演者の先生方の講話内容を受け、鼎談では「認知行動両方やマインドフルネスなどのアプローチは有用か?」、「ゲームにも健康影響があるがDHTの対象に入るのか、また区別はどうするのか?」、「ワークエンゲージメンや生産性にどう寄与するのか?」、「組織介入サービスには何があるのか?」などに対して活発な議論が行われました。
■受け付けた質問と演者からの主な回答
今回のシンポジウムでは、107名の方がSlidoにご参加され、そのうち57名(53%)が投票またはQand Aコメントに参加してくださいました。日本産業衛生学会員との対話の場を一つの目的として位置づけたシンポジウムでしたので、多くの方に参加頂けたことに感謝を申し上げます。実際に頂いた16の質問とディスカッション内容については以下をご覧ください。

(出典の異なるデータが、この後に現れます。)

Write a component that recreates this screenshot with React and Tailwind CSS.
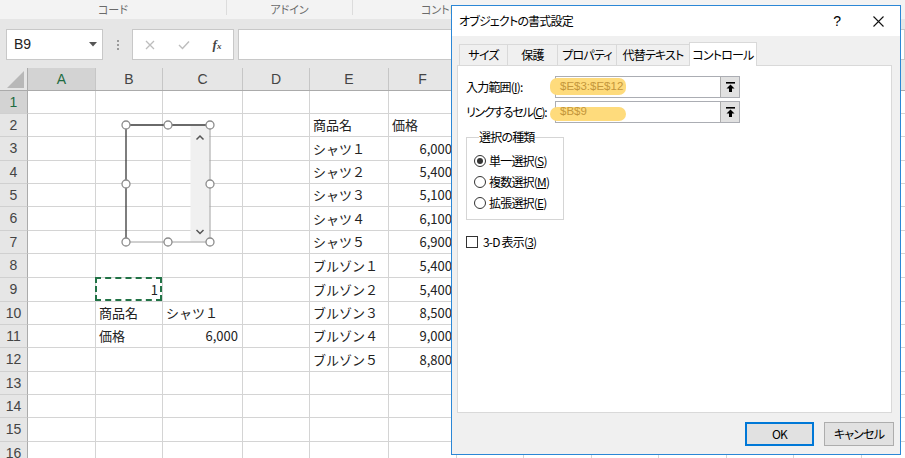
import React from 'react';

const jp = "font-['Noto_Sans_CJK_JP',sans-serif]";
const ui = "font-['Noto_Sans_CJK_JP',sans-serif] [font-feature-settings:'palt']";
const latin = "font-['Liberation_Sans',sans-serif]";

const columns = [
  { key: 'A', width: 'w-[68px]' },
  { key: 'B', width: 'w-[67px]' },
  { key: 'C', width: 'w-[80px]' },
  { key: 'D', width: 'w-[67px]' },
  { key: 'E', width: 'w-[79px]' },
  { key: 'F', width: 'w-[68px]' },
  { key: 'G', width: 'w-[67px]' },
  { key: 'H', width: 'w-[68px]' },
  { key: 'I', width: 'w-[67px]' },
  { key: 'J', width: 'w-[68px]' },
  { key: 'K', width: 'w-[67px]' },
  { key: 'L', width: 'w-[68px]' },
  { key: 'M', width: 'w-[68px]' },
];

const rowHeights = [
  'h-[23px]', 'h-[23px]', 'h-[24px]', 'h-[23px]', 'h-[23px]', 'h-[24px]', 'h-[23px]', 'h-[24px]',
  'h-[24px]', 'h-[23px]', 'h-[23px]', 'h-[24px]', 'h-[23px]', 'h-[23px]', 'h-[24px]', 'h-[24px]',
];

const cells = {
  '2E': { text: '商品名' },
  '2F': { text: '価格' },
  '3E': { text: 'シャツ１' },
  '3F': { text: '6,000', right: true },
  '4E': { text: 'シャツ２' },
  '4F': { text: '5,400', right: true },
  '5E': { text: 'シャツ３' },
  '5F': { text: '5,100', right: true },
  '6E': { text: 'シャツ４' },
  '6F': { text: '6,100', right: true },
  '7E': { text: 'シャツ５' },
  '7F': { text: '6,900', right: true },
  '8E': { text: 'ブルゾン１' },
  '8F': { text: '5,400', right: true },
  '9B': { text: '1', right: true, selected: true },
  '9E': { text: 'ブルゾン２' },
  '9F': { text: '5,400', right: true },
  '10B': { text: '商品名' },
  '10C': { text: 'シャツ１' },
  '10E': { text: 'ブルゾン３' },
  '10F': { text: '8,500', right: true },
  '11B': { text: '価格' },
  '11C': { text: '6,000', right: true },
  '11E': { text: 'ブルゾン４' },
  '11F': { text: '9,000', right: true },
  '12E': { text: 'ブルゾン５' },
  '12F': { text: '8,800', right: true },
};

function RibbonStrip() {
  return (
    <div className={`h-[19px] bg-[#f3f3f3] flex text-[11px] text-[#6b6b6b] whitespace-nowrap ${ui}`}>
      <div className="w-[226px] flex items-center justify-center">コード</div>
      <div className="w-px h-[15px] bg-[#dcdcdc]" />
      <div className="w-[125px] flex items-center justify-center">アドイン</div>
      <div className="w-px h-[15px] bg-[#dcdcdc]" />
      <div className="flex-1 flex items-center pl-[68px]">コントロール</div>
    </div>
  );
}

function FormulaBar() {
  return (
    <div className="h-[49px] bg-[#e6e6e6] flex items-start pt-[10px]">
      <div className="ml-[6px] w-[97px] h-[31px] bg-white border border-[#c8c8c8] flex items-center justify-between pl-[7px] pr-[5px]">
        <span className={`text-[14px] text-[#222] ${latin}`}>B9</span>
        <svg width="8" height="5" viewBox="0 0 8 5"><path d="M0 0 H8 L4 4.5 Z" fill="#555" /></svg>
      </div>
      <div className="w-[29px] h-[31px] flex flex-col items-center justify-center gap-[2px]">
        <span className="w-[2px] h-[2px] bg-[#9a9a9a]" />
        <span className="w-[2px] h-[2px] bg-[#9a9a9a]" />
        <span className="w-[2px] h-[2px] bg-[#9a9a9a]" />
      </div>
      <div className="w-[102px] h-[31px] bg-white border border-[#c8c8c8] flex items-center">
        <div className="w-[34px] flex justify-center">
          <svg width="10" height="10" viewBox="0 0 10 10"><path d="M1 1 L9 9 M9 1 L1 9" stroke="#bdbdbd" strokeWidth="1.3" /></svg>
        </div>
        <div className="w-[34px] flex justify-center">
          <svg width="12" height="10" viewBox="0 0 12 10"><path d="M1 5 L4.5 8.5 L11 1.5" stroke="#bdbdbd" strokeWidth="1.4" fill="none" /></svg>
        </div>
        <div className="w-[32px] flex justify-center">
          <span className="font-['Liberation_Serif',serif] italic font-bold text-[13px] text-[#444]">f<span className="text-[9px]">x</span></span>
        </div>
      </div>
      <div className="ml-[4px] flex-1 h-[31px] bg-white border border-[#c8c8c8]" />
    </div>
  );
}

function ColumnHeaders() {
  return (
    <div className={`h-[23px] flex bg-[#e6e6e6] border-b border-[#ababab] text-[14px] text-[#444] ${latin}`}>
      <div className="w-[28px] shrink-0 border-r border-[#ababab] flex items-end justify-end pr-[3px] pb-[2px]">
        <svg width="17" height="17" viewBox="0 0 17 17"><path d="M17 0 V17 H0 Z" fill="#b8b8b8" /></svg>
      </div>
      {columns.map((c) => (
        <div
          key={c.key}
          className={`${c.width} shrink-0 flex items-center justify-center border-r border-[#c6c6c6] ${c.key === 'A' ? 'bg-[#d3d3d3] text-[#1e6b41]' : ''}`}
        >
          {c.key}
        </div>
      ))}
    </div>
  );
}

function Grid() {
  return (
    <div>
      {rowHeights.map((h, i) => {
        const row = i + 1;
        return (
          <div key={row} className={`flex ${h}`}>
            <div
              className={`w-[28px] shrink-0 flex items-center justify-center border-r border-b border-r-[#ababab] border-b-[#d0d0d0] text-[14px] ${latin} ${row === 1 ? 'bg-[#d3d3d3] text-[#1e6b41]' : 'bg-[#e6e6e6] text-[#444]'}`}
            >
              {row}
            </div>
            {columns.map((c) => {
              const cell = cells[`${row}${c.key}`];
              return (
                <div
                  key={c.key}
                  className={`${c.width} relative shrink-0 flex items-center border-r border-b border-[#d4d4d4] whitespace-nowrap text-[13px] text-[#222] ${jp} ${cell && cell.right ? 'justify-end pr-[4px]' : 'pl-[3px]'}`}
                >
                  {cell && cell.text}
                  {cell && cell.selected && (
                    <div className="absolute -left-px -top-px right-0 bottom-0 border-2 border-dashed border-[#217346]" />
                  )}
                </div>
              );
            })}
          </div>
        );
      })}
    </div>
  );
}

function ListBoxShape() {
  const handles = [
    [6, 6], [48, 6], [90, 6], [6, 65], [90, 65], [6, 123], [48, 123], [90, 123],
  ];
  return (
    <svg className="absolute left-[120px] top-[119px]" width="96" height="130" viewBox="0 0 96 130">
      <rect x="70.5" y="7" width="19" height="115.5" fill="#f0f0f0" />
      <path d="M6 123 V6 H90" stroke="#3a3a3a" strokeWidth="1.3" fill="none" />
      <path d="M90 6 V123 H6" stroke="#a0a0a0" strokeWidth="1" fill="none" />
      <path d="M76.5 20.5 L80 17 L83.5 20.5" stroke="#555" strokeWidth="1.5" fill="none" />
      <path d="M76.5 111 L80 114.5 L83.5 111" stroke="#555" strokeWidth="1.5" fill="none" />
      {handles.map(([x, y]) => (
        <circle key={`${x}-${y}`} cx={x} cy={y} r="4" fill="#fff" stroke="#8c8c8c" strokeWidth="1.3" />
      ))}
    </svg>
  );
}

function RefInput({ value, markTop, markHeight }) {
  return (
    <div className="relative w-[185px] h-[22px] bg-white border border-[#abadb3] flex items-stretch">
      <div className="absolute -left-[6px] w-[76px] rounded-[7px] bg-[#fedb7c]" style={{ top: markTop, height: markHeight }} />
      <div className={`relative flex-1 flex items-center pl-[4px] text-[11.5px] tracking-normal text-[#c4963a] ${latin}`}>{value}</div>
      <div className="w-[19px] bg-[#e1e1e1] border-l border-[#adadad] flex items-center justify-center">
        <svg width="9" height="10" viewBox="0 0 9 10">
          <rect x="0" y="0" width="9" height="1.6" fill="#000" />
          <path d="M4.5 2.5 L8.5 6.5 H6 V10 H3 V6.5 H0.5 Z" fill="#000" />
        </svg>
      </div>
    </div>
  );
}

function Radio({ checked, label, hot }) {
  return (
    <div className="h-[21px] flex items-center">
      <div className="w-[12px] h-[12px] rounded-full border border-[#333] bg-white flex items-center justify-center">
        {checked && <div className="w-[6px] h-[6px] rounded-full bg-[#333]" />}
      </div>
      <span className="ml-[3px]">
        {label}(<span className="underline">{hot}</span>)
      </span>
    </div>
  );
}

function Dialog() {
  const tabs = [
    { label: 'サイズ', width: 'w-[48px]' },
    { label: '保護', width: 'w-[50px]' },
    { label: 'プロパティ', width: 'w-[59px]' },
    { label: '代替テキスト', width: 'w-[73px]' },
  ];
  return (
    <div className={`absolute left-[451px] top-[5px] w-[450px] h-[450px] border border-[#2b87d6] bg-[#f0f0f0] flex flex-col text-[12px] text-black whitespace-nowrap tracking-[-0.8px] ${ui}`}>
      <div className="h-[30px] bg-white flex items-center pl-[7px]">
        <span>オブジェクトの書式設定</span>
        <span className={`ml-auto text-[14px] tracking-normal ${latin}`}>?</span>
        <svg className="ml-[32px] mr-[16px]" width="11" height="11" viewBox="0 0 11 11">
          <path d="M0.5 0.5 L10.5 10.5 M10.5 0.5 L0.5 10.5" stroke="#111" strokeWidth="1.1" />
        </svg>
      </div>
      <div className="flex-1 flex flex-col pl-[5px] pt-[6px]">
        <div className="h-[23px] flex items-end pl-[2px]">
          {tabs.map((t) => (
            <div key={t.label} className={`${t.width} h-[21px] border-t border-l border-[#d9d9d9] flex items-center justify-center`}>
              {t.label}
            </div>
          ))}
          <div className="relative z-10 w-[68px] h-[24px] -mb-px bg-white border-t border-x border-[#d9d9d9] flex items-center justify-center">
            コントロール
          </div>
        </div>
        <div className="w-[435px] h-[348px] bg-white border border-[#d9d9d9] pl-[8px] pt-[10px] flex flex-col">
          <div className="flex items-center">
            <span className="w-[89px] shrink-0">入力範囲(<span className="underline">I</span>):</span>
            <RefInput value="$E$3:$E$12" markTop={1} markHeight={17} />
          </div>
          <div className="flex items-center mt-[3px]">
            <span className="w-[89px] shrink-0 tracking-[-1.3px]">リンクするセル(<span className="underline">C</span>):</span>
            <RefInput value="$B$9" markTop={5} markHeight={14} />
          </div>
          <fieldset className="mt-[7px] w-[98px] h-[90px] border border-[#d5d5d5] pl-[7px] pt-[6px]">
            <legend className="ml-[5px] leading-[14px]">選択の種類</legend>
            <Radio checked label="単一選択" hot="S" />
            <Radio label="複数選択" hot="M" />
            <Radio label="拡張選択" hot="E" />
          </fieldset>
          <div className="mt-[13px] flex items-center">
            <div className="w-[12px] h-[12px] border border-[#333] bg-white" />
            <span className="ml-[5px]">3-D 表示(<span className="underline">3</span>)</span>
          </div>
        </div>
        <div className="mt-[9px] flex justify-end gap-[10px] pr-[6px]">
          <div className="w-[69px] h-[24px] bg-[#e1e1e1] border-2 border-[#0078d7] flex items-center justify-center">OK</div>
          <div className="w-[70px] h-[24px] bg-[#e1e1e1] border border-[#adadad] flex items-center justify-center">キャンセル</div>
        </div>
      </div>
    </div>
  );
}

export default function App() {
  return (
    <div className="relative w-[905px] h-[458px] overflow-hidden bg-white">
      <RibbonStrip />
      <FormulaBar />
      <ColumnHeaders />
      <Grid />
      <ListBoxShape />
      <Dialog />
    </div>
  );
}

*Q:DHTとベテラン保健職による介入との比較結果が知りたいです
A:SRでRCTを検索する段階で、こういうテーマ研究(DHT v.s. 保健職)があれば拾えるが、既存の研究デザインとしては少ないと思われる。
*Q:昨今の技術革新で、ガイドライン作成中にもどんどん新しい知見が出てくると思います。最新の知見に追い付くために、何か工夫はありますでしょうか?
A:現時点でベストソリューションはないが、トレンドリサーチに関連するコンテンツは、ウェブサイトを使用してアジャイル型でリリースして、皆さんからの意見を元に定期見直しをする予定となっている。
*Q:デジタルヘルステクノロジーにより収集したデータを職場環境改善につながるためには、誰がどのように解析し、現場にフィードバックすることが効果的なのかについて知りたいと思います。
A:鼎談で発言があったように、様々な現場のプレイヤーとDHTの比較もまだでそろっておらず、産業医が対応するところや上司が対応するところなど事業場によって対応方法は様々であるため、今後さらなる検討が必要だと考える。
*Q:メンタルヘルスリスクに関しまして、一次予防のためのデジタルツールには適さない労働者が利用しようとした場合の、スクリーニングアウトのポイント、症状悪化などがあった場合の責任の所在の明確化についてのお考えをお聞かせください。
A:今回のガイドラインでは、non-SaMDをターゲットにしているが、実際に企業で使用して何か問題あった場合あるいはDHTに合わない労働者などに関するネガティブな結果が論文として出ているかどうかが現時点では不明である。トレンドリサーチとしては、限界を発信するという観点で重要な問題なので、今後議論を深めたい。
*Q:デジタルヘルステクノロジーの使用を継続することによる副作用が知りたいです。
A:仮にこのような報告があればという前提だが、基本的に介入の度合いが弱いので害は少ない気はする。目が疲れるなどの訴えはあるかもしれない。現時点で、DHTの使用という点から回答することは難しいかもしれない。
*Q:どのような集団に対してDHTサービスが有効なのか、対象集団による効果の違いがあるのかなども知りたい。たとえば若年者には有効だが、年齢が高いと効果が異なるとか。
A:SRでRCTを検索する際に、結果として論文化されていれば可能だと思われる。今後、調査を進めていきたい。
本プロジェクトを推進して行くにあたり、チーム内で十分に議論をして参ります。
現地でご参加いただきました日本産業衛生学会会員の皆様をはじめ、本シンポジウムにご参加いただいた多くの皆様に御礼申し上げます。
このウェブサイトをご覧の皆様もステークホルダーのお一人として、本プロジェクトに対して忌憚のないご意見をいただければ幸いです。